Als „kultureller Dienstleister“ will Ramadan weitermachen
Ramadan sagt, er habe von einer Befristung nichts gewusst und man habe auch nicht mit ihm gesprochen. Von Vergünstigungen seit 2014 will er nichts wissen. Die Stadt habe damals die Preise erhöht und parallel die Sitzplatz-Kapazitäten im Saal permanent verändert. Man habe sich deshalb darauf geeinigt, dass seine Miete sich nicht verändere.
Er hat seine Agentur bereits von fünf auf drei Mitarbeiter verkleinert und organisiert sich neu: Nur noch dort, wo man sein kulturelles Angebot finanziell fördert, will er weitermachen. „Als kultureller Dienstleister“, wie er sagt. Konkret trifft das auf den Pallaufsaal in Münsing zu, auf die Stadthalle in Grafing, das Stadttheater in Weilheim, das Kurhaus in Bad Aibling und das Kurhaus in Bad Tölz. Ramadan sagt, anders ließe sich Kultur zu bezahlbaren Preisen nicht mehr realisieren. Stammgäste aus Starnberg könnten ihr Abo nach Weilheim oder Münsing verlegen.

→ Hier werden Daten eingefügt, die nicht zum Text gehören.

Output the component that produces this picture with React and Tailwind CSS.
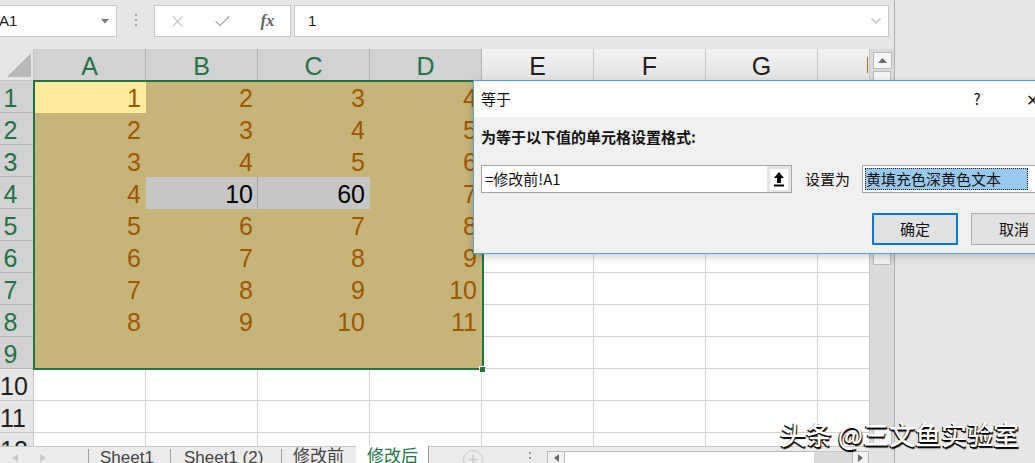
import React from 'react';
import { X, Check, ChevronDown } from 'lucide-react';

const COLS = ['A', 'B', 'C', 'D', 'E', 'F', 'G', 'H'];
const DATA = [
  [1, 2, 3, 4],
  [2, 3, 4, 5],
  [3, 4, 5, 6],
  [4, 10, 60, 7],
  [5, 6, 7, 8],
  [6, 7, 8, 9],
  [7, 8, 9, 10],
  [8, 9, 10, 11],
  [null, null, null, null],
];

const cellTone = (r, c) => {
  if (r < 9 && c < 4) {
    if (r === 0 && c === 0) return 'bg-[#ffeb9c] border-[#ffeb9c] text-[#9c5700]';
    if (r === 3 && c === 1) return 'bg-[#c6c6c6] border-b-[#c6c6c6] border-r-[#a3a3a3] text-black';
    if (r === 3 && c === 2) return 'bg-[#c6c6c6] border-[#c6c6c6] text-black';
    return 'bg-[#c5b57b] border-[#c5b57b] text-[#9c5700]';
  }
  return 'bg-white border-[#d4d4d4]';
};

const GRID = 'grid grid-cols-[34px_repeat(7,112px)_51px] shrink-0';

const FormulaBar = () => (
  <div className="h-[49px] shrink-0 flex items-start pt-[5px] bg-[#e6e6e6]">
    <div className="w-[117px] h-[32px] bg-white border border-l-0 border-[#c6c6c6] flex items-center justify-between pr-[7px]">
      <span className="text-[15px] -ml-[1px] text-[#222]">A1</span>
      <svg width="8" height="5" viewBox="0 0 8 5">
        <polygon points="0,0 8,0 4,4.5" fill="#7a7a7a" />
      </svg>
    </div>
    <div className="w-[37px] flex flex-col items-center gap-[3px] pt-[9px]">
      <span className="w-[2px] h-[2px] bg-[#a8a8a8]" />
      <span className="w-[2px] h-[2px] bg-[#a8a8a8]" />
      <span className="w-[2px] h-[2px] bg-[#a8a8a8]" />
    </div>
    <div className="w-[137px] h-[32px] bg-white border border-[#c6c6c6] flex items-center">
      <div className="w-[45px] flex justify-center text-[#b0b0b0]">
        <X size={19} strokeWidth={1.3} />
      </div>
      <div className="w-[45px] flex justify-center text-[#b0b0b0]">
        <Check size={19} strokeWidth={2} />
      </div>
      <div className="w-[45px] flex justify-center font-['Liberation_Serif',serif] italic font-bold text-[17px] text-[#666]">
        fx
      </div>
    </div>
    <div className="ml-[3px] w-[595px] h-[32px] bg-white border border-[#c6c6c6] flex items-center justify-between pl-[13px] pr-[4px]">
      <span className="text-[15px] text-[#222]">1</span>
      <ChevronDown size={16} strokeWidth={2.5} className="text-[#c4c4c4]" />
    </div>
  </div>
);

const HeaderRow = () => (
  <div className={`${GRID} h-[32px]`}>
    <div className="bg-[#e6e6e6] border-r border-b border-[#c6c6c6]">
      <svg width="33" height="31" viewBox="0 0 33 31">
        <polygon points="31,4 31,28 7,28" fill="#b9b9b9" />
      </svg>
    </div>
    {COLS.map((col, c) =>
      c < 4 ? (
        <div key={col} className="bg-[#d2d2d2] border-r border-b border-[#b4b4b4] text-[#217346] text-[25px] leading-none flex items-center justify-center pt-[4px]">
          {col}
        </div>
      ) : c < 7 ? (
        <div key={col} className="bg-linear-to-b from-[#f3f3f3] to-[#e3e3e3] border-r border-b border-[#c6c6c6] text-[#1e1e1e] text-[25px] leading-none flex items-center justify-center pt-[4px]">
          {col}
        </div>
      ) : (
        <div key={col} className="bg-linear-to-b from-[#f3f3f3] to-[#e3e3e3] border-b border-[#c6c6c6] flex items-center justify-end pr-[1px]">
          <span className="w-px h-[16px] bg-[#b8641a]" />
        </div>
      )
    )}
  </div>
);

const Row = ({ r }) => {
  const sel = r < 9;
  const vals = DATA[r] || [];
  return (
    <div className={`${GRID} h-[32px]`}>
      <div
        className={`border-r border-b flex items-center pt-[4px] text-[25px] leading-none ${
          sel ? 'bg-[#d2d2d2] border-[#b4b4b4] text-[#217346]' : 'bg-[#e6e6e6] border-[#c6c6c6] text-[#1e1e1e]'
        }`}
      >
        <span className="w-[21px] text-center">{r + 1}</span>
      </div>
      {COLS.map((col, c) => (
        <div
          key={col}
          className={`border-b ${c < 7 ? 'border-r' : ''} flex items-center justify-end pr-[4px] pt-[4px] text-[25px] leading-none ${cellTone(r, c)}`}
        >
          {c < 4 && vals[c] != null ? vals[c] : ''}
        </div>
      ))}
    </div>
  );
};

const VScroll = () => (
  <div className="w-[25px] bg-[#dadada] border-l border-[#c6c6c6] flex flex-col pl-[3px]">
    <div className="mt-[3px] w-[19px] h-[17px] shrink-0 bg-[#f5f5f5] border border-[#b9b9b9] flex items-center justify-center">
      <svg width="9" height="5" viewBox="0 0 9 5">
        <polygon points="0,5 9,5 4.5,0" fill="#6a6a6a" />
      </svg>
    </div>
    <div className="mt-[2px] w-[18px] h-[194px] shrink-0 bg-[#f3f3f3] border border-[#b9b9b9]" />
    <div className="mt-auto mb-[1px] w-[19px] h-[17px] shrink-0 bg-[#f5f5f5] border border-[#b9b9b9] flex items-center justify-center">
      <svg width="9" height="5" viewBox="0 0 9 5">
        <polygon points="0,0 9,0 4.5,5" fill="#6a6a6a" />
      </svg>
    </div>
  </div>
);

const Sep = () => <div className="w-px h-[14px] self-end bg-[#9d9d9d]" />;

const TabBar = () => (
  <div className="h-[17px] shrink-0 flex text-[17px] leading-[17px]">
    <div className="w-[356px] flex border-t border-[#c6c6c6] bg-[#ececec] text-[#444]">
      <div className="w-[88px] flex items-end pb-[1px]">
        <svg className="ml-[12px]" width="6" height="8" viewBox="0 0 6 8">
          <polygon points="6,0 6,8 0,4" fill="#c9c9c9" />
        </svg>
        <svg className="ml-[22px]" width="6" height="8" viewBox="0 0 6 8">
          <polygon points="0,0 0,8 6,4" fill="#c9c9c9" />
        </svg>
      </div>
      <Sep />
      <div className="w-[81px] pl-[11px] pt-[2px]">Sheet1</div>
      <Sep />
      <div className="w-[110px] pl-[13px] pt-[2px]">Sheet1 (2)</div>
      <Sep />
      <div className="w-[74px] pl-[11px] pt-[1px]">修改前</div>
    </div>
    <div className="w-[73px] bg-white border-r border-[#9d9d9d] pl-[11px] pt-[2px] text-[#217346]">修改后</div>
    <div className="w-[440px] flex items-start border-t border-[#c6c6c6] bg-[#ececec]">
      <div className="ml-[34px] mt-[3px] w-[20px] h-[20px] shrink-0 rounded-full border border-[#c9c9c9] flex items-center justify-center text-[#c9c9c9] text-[18px] leading-none">
        +
      </div>
      <div className="ml-[46px] mt-[5px] flex flex-col gap-[3px]">
        <span className="w-[2px] h-[2px] bg-[#9a9a9a]" />
        <span className="w-[2px] h-[2px] bg-[#9a9a9a]" />
      </div>
      <div className="ml-[16px] mt-[4px] flex h-[14px]">
        <div className="w-[18px] bg-[#f3f3f3] border border-[#b9b9b9] flex items-center justify-center">
          <svg width="5" height="8" viewBox="0 0 5 8">
            <polygon points="5,0 5,8 0,4" fill="#6a6a6a" />
          </svg>
        </div>
        <div className="w-[249px] bg-white border-y border-[#b9b9b9]" />
        <div className="w-[38px] bg-[#dadada] border-y border-[#c6c6c6]" />
        <div className="w-[17px] bg-[#f3f3f3] border border-[#b9b9b9] flex items-center justify-center">
          <svg width="5" height="8" viewBox="0 0 5 8">
            <polygon points="0,0 0,8 5,4" fill="#6a6a6a" />
          </svg>
        </div>
      </div>
    </div>
    <div className="w-[25px] bg-[#e2e2e2]" />
  </div>
);

const UploadIcon = () => (
  <svg width="10" height="15" viewBox="0 0 10 15">
    <path d="M5 0 L10 6 L7 6 L7 11 L3 11 L3 6 L0 6 Z" fill="#000" />
    <rect x="0" y="12.5" width="10" height="2" fill="#000" />
  </svg>
);

const Dialog = () => (
  <div className="absolute left-[473px] top-[80px] w-[600px] h-[174px] border border-[#4aa3df] bg-[#f0f0f0] shadow-[0_3px_8px_rgba(0,0,0,0.18)] flex flex-col text-[15px] text-[#111] font-['Noto_Sans_CJK_SC','Liberation_Sans',sans-serif]">
    <div className="h-[36px] shrink-0 bg-white flex items-center">
      <div className="w-[496px] pl-[7px]">等于</div>
      <div className="w-[14px] text-center">?</div>
      <div className="ml-[42px] text-[16px]">✕</div>
    </div>
    <div className="flex flex-col pl-[7px]">
      <div className="mt-[10px] h-[20px] leading-[20px] font-bold">为等于以下值的单元格设置格式:</div>
      <div className="mt-[18px] h-[28px] flex items-center">
        <div className="w-[311px] h-full flex border border-[#a5a5a5] bg-white">
          <div className="flex-1 flex items-center pl-[3px]">=修改前!A1</div>
          <div className="w-[24px] bg-[#e4e4e4] flex items-center justify-center">
            <div className="w-[18px] h-[21px] bg-white flex items-center justify-center">
              <UploadIcon />
            </div>
          </div>
        </div>
        <div className="ml-[13px] w-[57px]">设置为</div>
        <div className="w-[200px] h-full border border-[#a5a5a5] bg-white p-[2px]">
          <div className="w-[163px] h-full bg-[#99c9ef] outline-1 outline-dotted outline-[#222] -outline-offset-1 flex items-center pl-[1px]">
            黄填充色深黄色文本
          </div>
        </div>
      </div>
      <div className="mt-[20px] flex">
        <div className="ml-[391px] w-[86px] h-[32px] bg-[#e1e1e1] border-2 border-[#0078d7] flex items-center justify-center">确定</div>
        <div className="ml-[13px] w-[86px] h-[32px] bg-[#e1e1e1] border border-[#adadad] flex items-center justify-center">取消</div>
      </div>
    </div>
  </div>
);

export default function App() {
  return (
    <div className="relative w-[1035px] h-[463px] overflow-hidden bg-[#e6e6e6] text-[#222] font-['Liberation_Sans','Noto_Sans_CJK_SC',sans-serif]">
      <div className="flex h-full">
        <div className="w-[895px] flex flex-col border-r border-[#ababab]">
          <FormulaBar />
          <div className="flex h-[397px] shrink-0">
            <div className="w-[869px] flex flex-col overflow-hidden">
              <HeaderRow />
              {Array.from({ length: 12 }, (_, r) => (
                <Row key={r} r={r} />
              ))}
            </div>
            <VScroll />
          </div>
          <TabBar />
        </div>
        <div className="flex-1 bg-[#e6e6e6]" />
      </div>

      {/* selection frame */}
      <div className="absolute left-[33px] top-[80px] w-[451px] h-[290px] border-2 border-[#217346]" />
      <div className="absolute left-[479px] top-[366px] w-[7px] h-[7px] bg-[#217346] border border-white" />

      <Dialog />

      <div className="absolute left-[780px] top-[421px] text-[26px] leading-none font-medium text-white font-['Noto_Sans_CJK_SC',sans-serif] [text-shadow:-1px_1px_0_#000,1px_2px_1px_#000]">
        头条 @三文鱼实验室
      </div>
    </div>
  );
}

Ob es auch in Starnberg 2025 ein Kulturprogramm geben wird, ist noch offen. Die Verwaltung wurde im Juni vom Stadtrat beauftragt zu überprüfen, ob ein eigenes städtisches Kulturprogramm möglich und sinnvoll wäre. „Dieser Prüfauftrag ist noch nicht abgeschlossen“, teilt die Pressestelle mit. Die zwei Mitarbeiterinnen des Kulturbüros seien zuletzt mit der Organisation des Kultursommers beschäftigt gewesen.
Am Donnerstag, 21. November, steht Wolfgang Ferdinand Ramadan um 20 Uhr mit seinem Programm „Real Bairisch“ in der Schlossberghalle auf der Bühne (Ersatztermin für 2. Dezember 2023), am Freitag, 29. November, um 20 Uhr beendet Luise Kinseher mit „Wände streichen. Segel setzen“, die Aboreihe in der Schlossberghalle. Tickets unter www.brotzeitundspiele.de im Internet.